Turkish private jet company MNG has filed a criminal complaint about its aircraft being illegally used to transport fugitive businessman Carlos Ghosn to Lebanon as he fled prosecution in Japan, the firm stated on Friday.
According to the statement, Ghosn's name was off the flight records, thanks to the efforts of a company employee who admitted acting “in his individual capacity".
It said two different clients made two separate bookings - one a return flight from Istanbul to Osaka, Japan, and the other a flight from Istanbul to Beirut.
"The two leases were seemingly not connected to each other. The name of Ghosn did not appear in the official documentation of any of the flights.
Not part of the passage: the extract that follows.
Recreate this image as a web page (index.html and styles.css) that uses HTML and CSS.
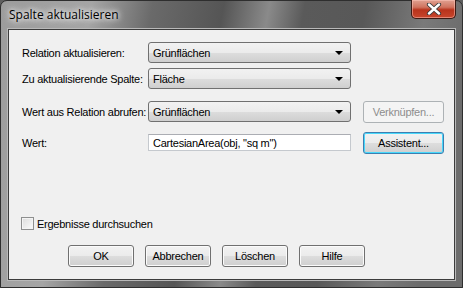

The jets did not belong to but were operated by MNG Jet", the statement said.
Along with a criminal complaint, an internal inquiry ensued, after the company learned from the media that the “leasing was benefitting Ghosn and not the officially declared passengers".
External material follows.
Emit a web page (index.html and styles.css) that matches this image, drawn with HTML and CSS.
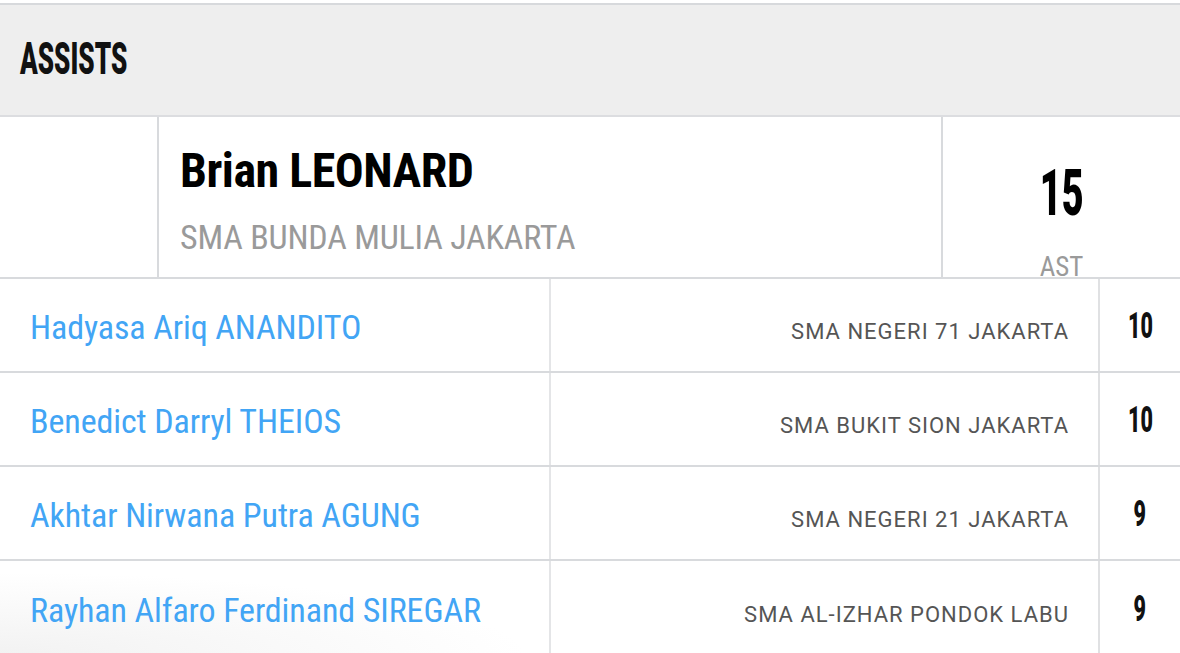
FILE: index.html
```html
<!DOCTYPE html>
<html lang="id">
<head>
<meta charset="utf-8">
<title>Assists</title>
<link rel="stylesheet" href="styles.css">
</head>
<body>
<div class="board">
  <div class="head">
    <h2 class="title"><span class="squeeze">ASSISTS</span></h2>
  </div>
  <div class="leader">
    <div class="photo"></div>
    <div class="info">
      <div class="lname"><span class="cond">Brian LEONARD</span></div>
      <div class="lschool"><span class="cond">SMA BUNDA MULIA JAKARTA</span></div>
    </div>
    <div class="stat">
      <div class="big"><span class="squeeze">15</span></div>
      <div class="unit"><span class="cond">AST</span></div>
    </div>
  </div>
  <div class="row">
    <div class="name"><span class="cond">Hadyasa Ariq ANANDITO</span></div>
    <div class="school"><span class="plain">SMA NEGERI 71 JAKARTA</span></div>
    <div class="num"><span class="squeeze">10</span></div>
  </div>
  <div class="row">
    <div class="name"><span class="cond">Benedict Darryl THEIOS</span></div>
    <div class="school"><span class="plain">SMA BUKIT SION JAKARTA</span></div>
    <div class="num"><span class="squeeze">10</span></div>
  </div>
  <div class="row">
    <div class="name"><span class="cond">Akhtar Nirwana Putra AGUNG</span></div>
    <div class="school"><span class="plain">SMA NEGERI 21 JAKARTA</span></div>
    <div class="num"><span class="squeeze">9</span></div>
  </div>
  <div class="row last">
    <div class="name"><span class="cond">Rayhan Alfaro Ferdinand SIREGAR</span></div>
    <div class="school"><span class="plain">SMA AL-IZHAR PONDOK LABU</span></div>
    <div class="num"><span class="squeeze">9</span></div>
  </div>
</div>
</body>
</html>
```
FILE: styles.css
```css
* { box-sizing: border-box; }
html, body { margin: 0; padding: 0; background: #fff; }
body {
  font-family: Roboto, "Liberation Sans", sans-serif;
  overflow: hidden;
  padding-top: 3px;
}
.board {
  width: 1180px;
  border-top: 2px solid #d7d9dc;
}
.cond {
  display: inline-block;
  white-space: nowrap;
  font-stretch: condensed;
}
.plain {
  display: inline-block;
  white-space: nowrap;
  letter-spacing: 1px;
}
.squeeze {
  display: inline-block;
  white-space: nowrap;
  font-weight: 900;
  transform: scaleX(0.58);
}
.head {
  height: 112px;
  background: #eeeeee;
  border-bottom: 2px solid #dcdde0;
  display: flex;
  align-items: center;
  padding-left: 20px;
}
.title {
  margin: 0;
  font-size: 45px;
  line-height: 1;
  color: #111;
  position: relative;
  top: -2px;
}
.title .squeeze { transform-origin: left center; }
.leader {
  display: flex;
  height: 162px;
  border-bottom: 2px solid #d8dadd;
}
.photo {
  width: 159px;
  border-right: 2px solid #d8dadd;
}
.info {
  flex: 1;
  border-right: 2px solid #d8dadd;
  padding-left: 21px;
  padding-top: 30px;
}
.lname {
  font-size: 48px;
  font-weight: 700;
  letter-spacing: -0.5px;
  line-height: 1;
  color: #000;
  height: 52px;
}
.lschool {
  font-size: 34px;
  letter-spacing: -0.2px;
  line-height: 1;
  color: #9a9a9a;
  margin-top: 21px;
}
.stat {
  width: 237px;
  display: flex;
  flex-direction: column;
  align-items: center;
  padding-top: 44px;
}
.big {
  font-size: 65px;
  line-height: 1;
  color: #000;
}
.unit {
  font-size: 27px;
  line-height: 1;
  color: #9a9a9a;
  margin-top: 28px;
}
.row {
  display: flex;
  height: 94px;
  border-bottom: 2px solid #d8dadd;
}
.name {
  width: 551px;
  border-right: 2px solid #e4e5e7;
  display: flex;
  align-items: center;
  padding-left: 30px;
  padding-top: 4px;
  font-size: 34px;
  letter-spacing: -0.1px;
  color: #42a5f5;
}
.school {
  flex: 1;
  border-right: 2px solid #e0e1e3;
  display: flex;
  align-items: center;
  justify-content: flex-end;
  padding-right: 29px;
  padding-top: 12px;
  font-size: 22px;
  color: #555;
}
.num {
  width: 80px;
  display: flex;
  align-items: center;
  justify-content: center;
  font-size: 37px;
  color: #111;
}
.row.last {
  border-bottom: none;
  background: radial-gradient(ellipse 700px 110px at 0 100%, #f2f2f2 0%, rgba(255,255,255,0) 75%);
}
```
The criminal complaint takes aim at those who covertly facilitated Ghosn’s relocation, with reports stating that one of those who helped him was the fugitive tycoon’s Lebanese wife, businesswoman Carole.
Ghosn, who faced multiple charges of financial misconduct that he denies, won bail in April but with strict conditions, which included a ban on overseas travel and living under surveillance.
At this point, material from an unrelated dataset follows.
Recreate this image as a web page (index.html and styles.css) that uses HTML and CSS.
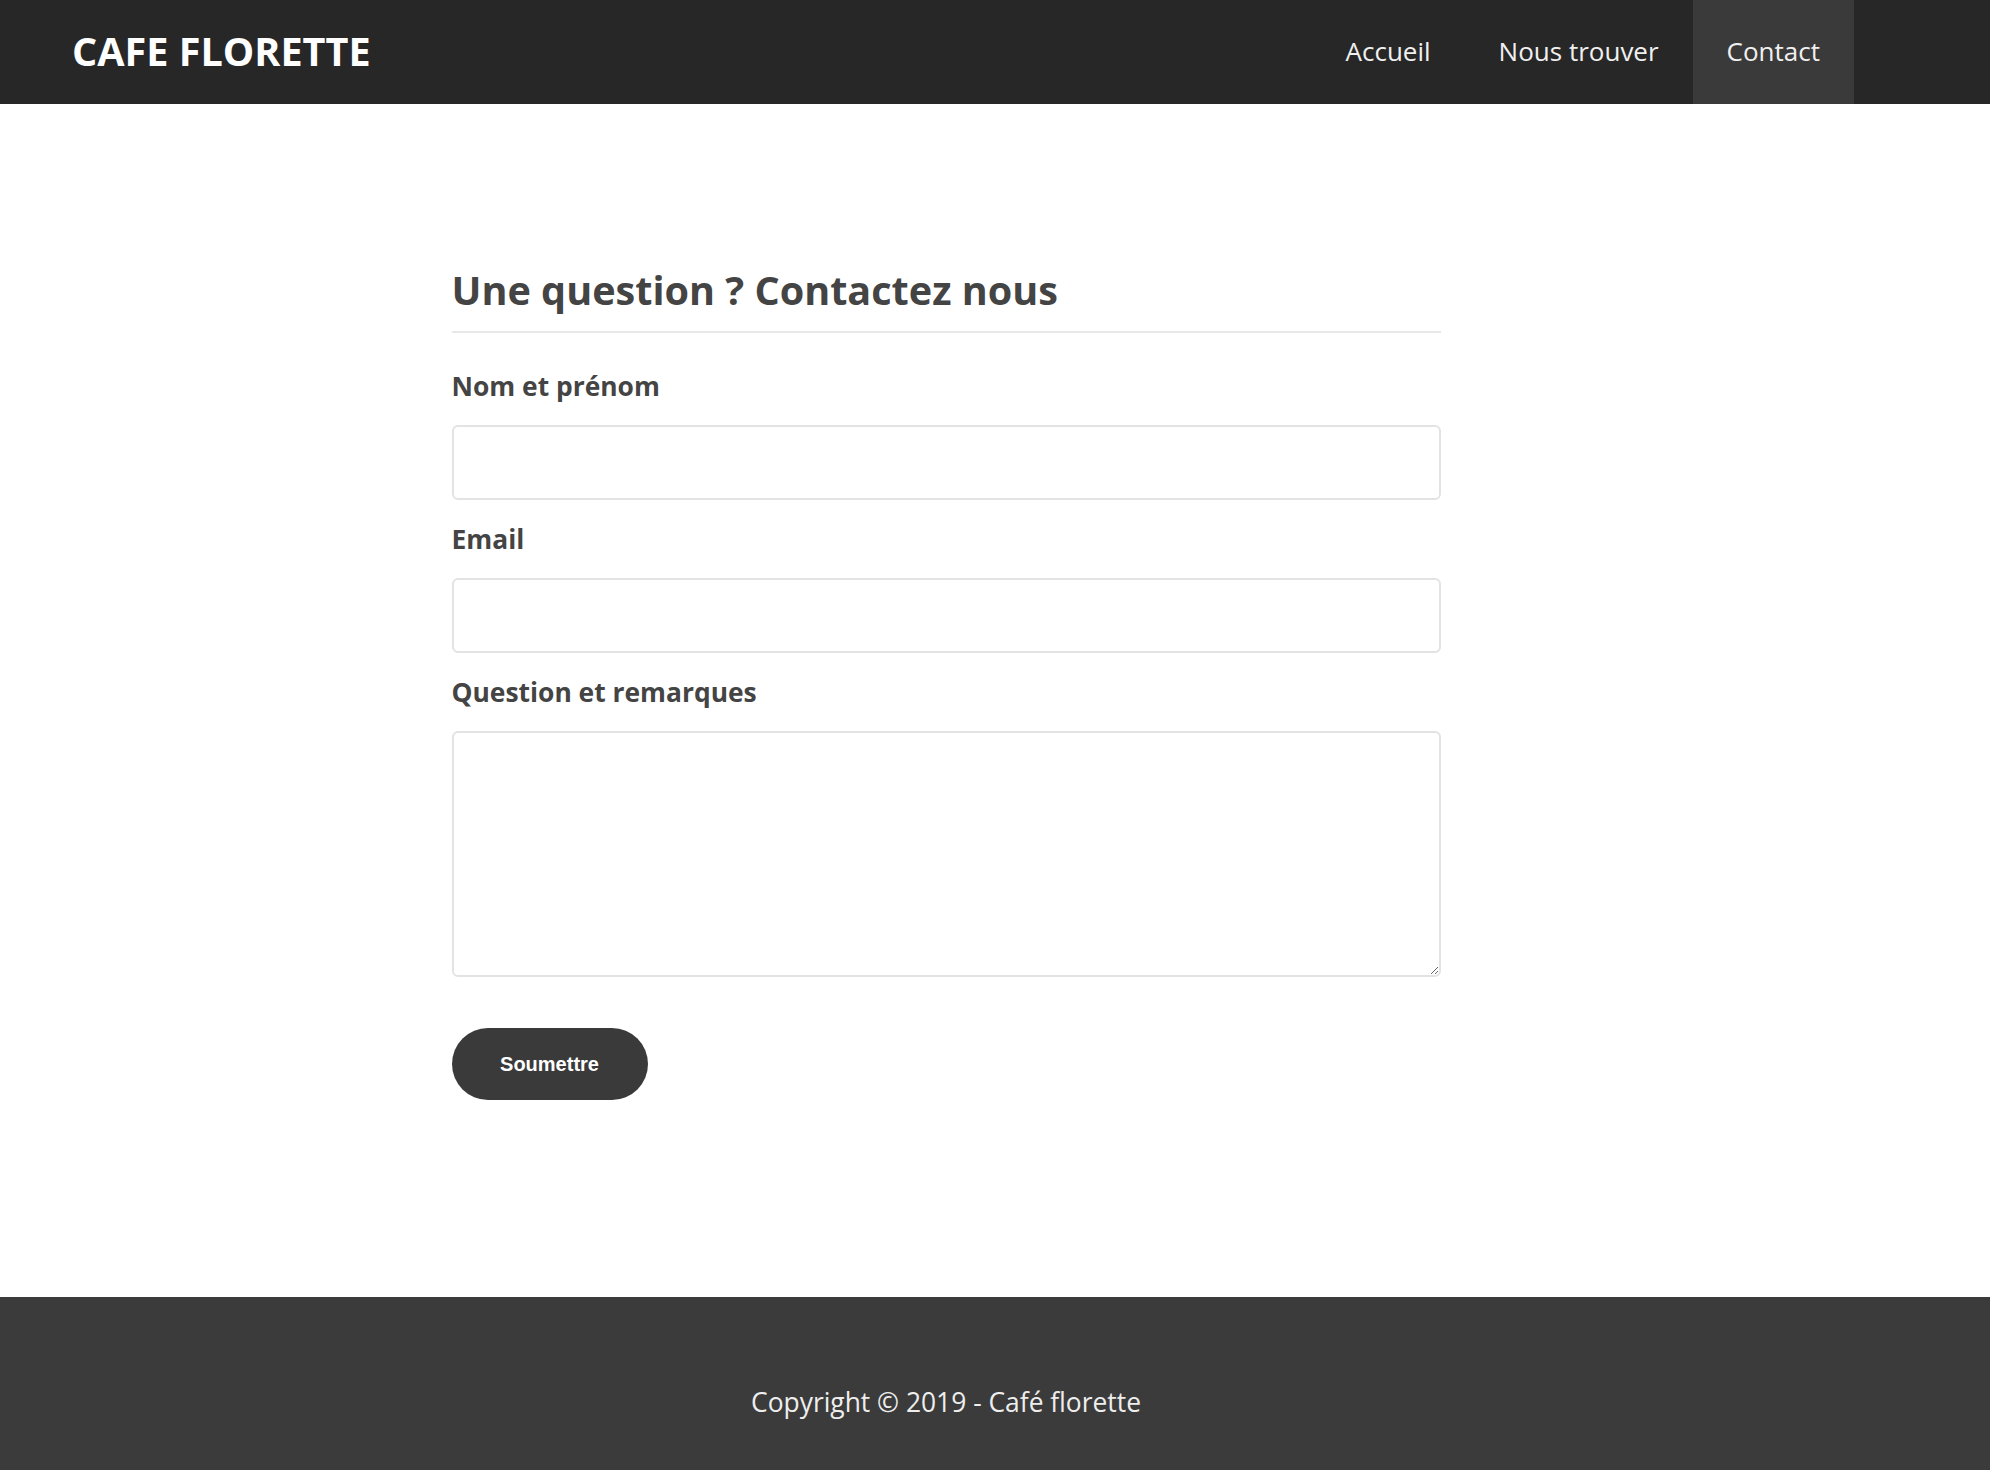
FILE: index.html
```html
<!DOCTYPE html>
<html lang="fr">
<head>
<meta charset="utf-8">
<title>Café Florette - Contact</title>
<link rel="stylesheet" href="styles.css">
</head>
<body>
<header class="site-header">
  <div class="logo">CAFE FLORETTE</div>
  <nav class="nav">
    <a class="nav-link" href="#">Accueil</a>
    <a class="nav-link" href="#">Nous trouver</a>
    <a class="nav-link active" href="#">Contact</a>
  </nav>
</header>
<main class="main">
  <div class="page">
    <form class="contact">
      <h2 class="title">Une question ? Contactez nous</h2>
      <label class="label" for="nom">Nom et prénom</label>
      <input class="field" id="nom" type="text">
      <label class="label" for="email">Email</label>
      <input class="field" id="email" type="email">
      <label class="label" for="msg">Question et remarques</label>
      <textarea class="area" id="msg"></textarea>
      <button class="submit" type="button">Soumettre</button>
    </form>
  </div>
</main>
<footer class="footer">
  <div class="page">
    <p class="copy">Copyright © 2019 - Café florette</p>
  </div>
</footer>
</body>
</html>
```
FILE: styles.css
```css
* { box-sizing: border-box; }
html, body { margin: 0; padding: 0; }
body {
  font-family: "Open Sans", "DejaVu Sans", sans-serif;
  background: #ffffff;
  color: #444444;
}
.site-header {
  height: 104px;
  background: #272727;
  display: flex;
  align-items: stretch;
  justify-content: space-between;
  padding: 0 136px 0 72px;
}
.logo {
  display: flex;
  align-items: center;
  color: #ffffff;
  font-weight: 700;
  font-size: 39.6px;
  padding-bottom: 2px;
}
.nav { display: flex; align-items: stretch; }
.nav-link {
  display: flex;
  align-items: center;
  padding: 0 34px 3px;
  color: #f0f0f0;
  text-decoration: none;
  font-size: 26px;
}
.nav-link.active { background: #3a3a3a; }
.page {
  width: 1892px;
}
.main {
  padding: 163px 0 197px;
}
.contact {
  width: 989px;
  margin: 0 auto;
  display: flex;
  flex-direction: column;
  align-items: flex-start;
}
.title {
  margin: 0;
  width: 100%;
  font-size: 39.6px;
  line-height: 47px;
  font-weight: 700;
  color: #444444;
  padding-bottom: 17px;
  border-bottom: 2px solid #e8e8e8;
  margin-bottom: 33px;
}
.label {
  font-size: 26.4px;
  line-height: 40px;
  font-weight: 700;
  color: #444444;
  margin-bottom: 19px;
}
.field {
  width: 100%;
  height: 75px;
  border: 2px solid #e3e3e3;
  border-radius: 6px;
  margin: 0 0 19px;
  font: inherit;
  font-size: 24px;
  padding: 0 16px;
  background: #ffffff;
}
.area {
  width: 100%;
  height: 246px;
  border: 2px solid #e3e3e3;
  border-radius: 6px;
  margin: 0;
  font: inherit;
  font-size: 24px;
  padding: 12px 16px;
  background: #ffffff;
}
.submit {
  margin-top: 51px;
  width: 196px;
  height: 72px;
  border: none;
  border-radius: 36px;
  background: #3a3a3a;
  color: #ffffff;
  font-family: "Liberation Sans", Arial, sans-serif;
  font-weight: 700;
  font-size: 20px;
  cursor: pointer;
}
.footer {
  background: #3b3b3b;
  padding: 86px 0 50px;
}
.copy {
  margin: 0;
  text-align: center;
  color: #eeeeee;
  font-size: 26.4px;
  line-height: 39px;
}
```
But the Porto Velho-born executive, who holds French, Brazilian and Lebanese citizenships, managed to slip out of Japan on Sunday despite having handed over his three passports to his lawyers.
Ex-Nissan boss Ghosn, one of the world's best-known and top-paid executives, has become Japan's most famous fugitive after he revealed on Tuesday he had fled to Lebanon, his wife Carole’s country of birth, to escape what he dubbed a "rigged" justice system.
Reports have since emerged saying Japanese authorities allowed the former Nissan boss to carry a spare French passport in a locked case while out on bail, thereby shedding light on how he could have managed to complete his getaway.
Japan does not have an extradition treaty with Lebanon, which has said there was no reason to take action against Ghosn when he entered the country.
Lebanese authorities reportedly asked for Ghosn's return a week before he escaped Tokyo, according to a Financial Times report citing people familiar with the matter.
Media reports offered a vivid description of Ghosn's escape, as he was alleged to have been taken out of his Tokyo home in an instrument case by a former US marine and a private security official from a Lebanese firm posing as musicians about to perform at a Christmas party.